The AI Executive Order: What’s Happened and What’s Coming Up… 

Last week, the White House issued an update on President Biden’s October 30, 2023 Executive Order on the Safe, Secure, and Trustworthy Development and Use of Artificial Intelligence (the “AI EO” or “EO”). The update detailed the progress made on the EO directives, including among others, using the Defense Production Act to require AI companies to make specific reports on their AI systems to the government and proposing a rule that would require cloud companies to report foreign use of their services to train AI models and verify the identities of foreign customers.

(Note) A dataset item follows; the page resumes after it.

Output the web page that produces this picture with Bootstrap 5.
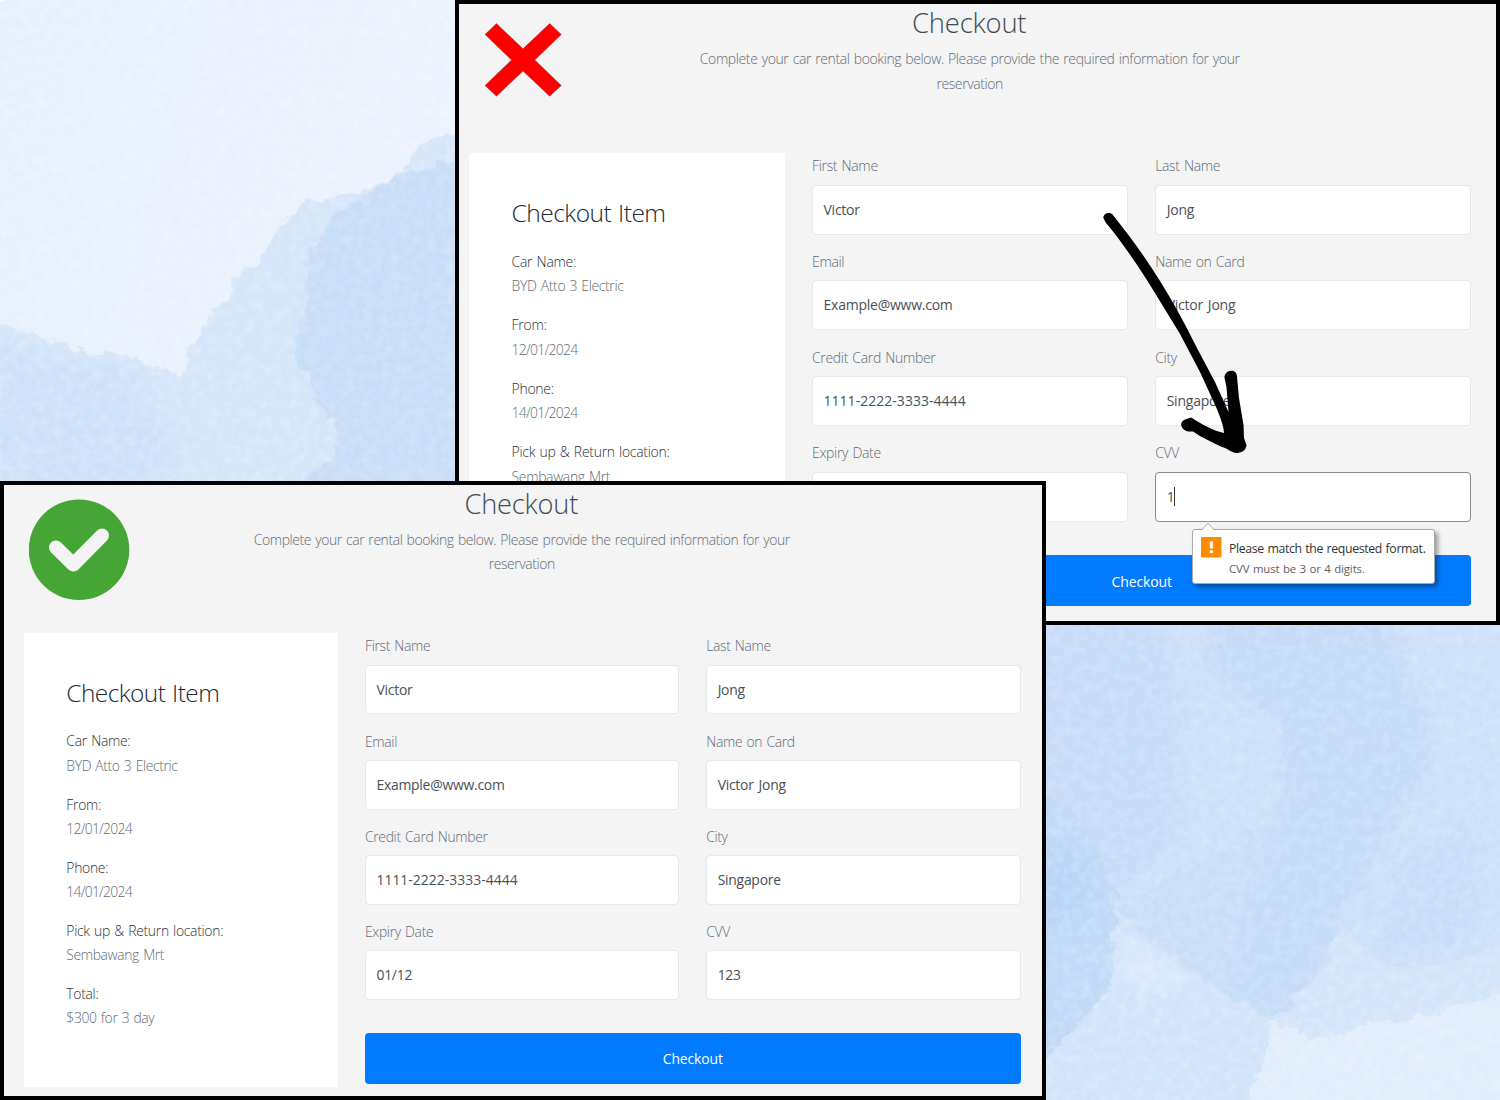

As efforts to address AI heat up on the federal and state level, it is a good time to take stock of what has happened and what is around the corner.

First, a refresh on what the AI EO covers.  The EO espouses eight core principles: 1) ensuring that AI is safe and secure; 2) promoting responsible innovation, competition, and collaboration; 3) ensuring responsible development and use of AI; 4) ensuring equity and civil rights in AI policies; 5) protecting the interests of the American people; 6) protecting privacy and civil liberties; 7) internally regulating the federal government’s use of AI; and 8) working towards global societal, economic, and technological progress. These principles address a variety of concerns and opportunities surrounding cybersecurity risks, national security dangers, AI-generated content, investment in AI education, novel intellectual property questions, AI-related bias and discrimination, and data privacy, among many more.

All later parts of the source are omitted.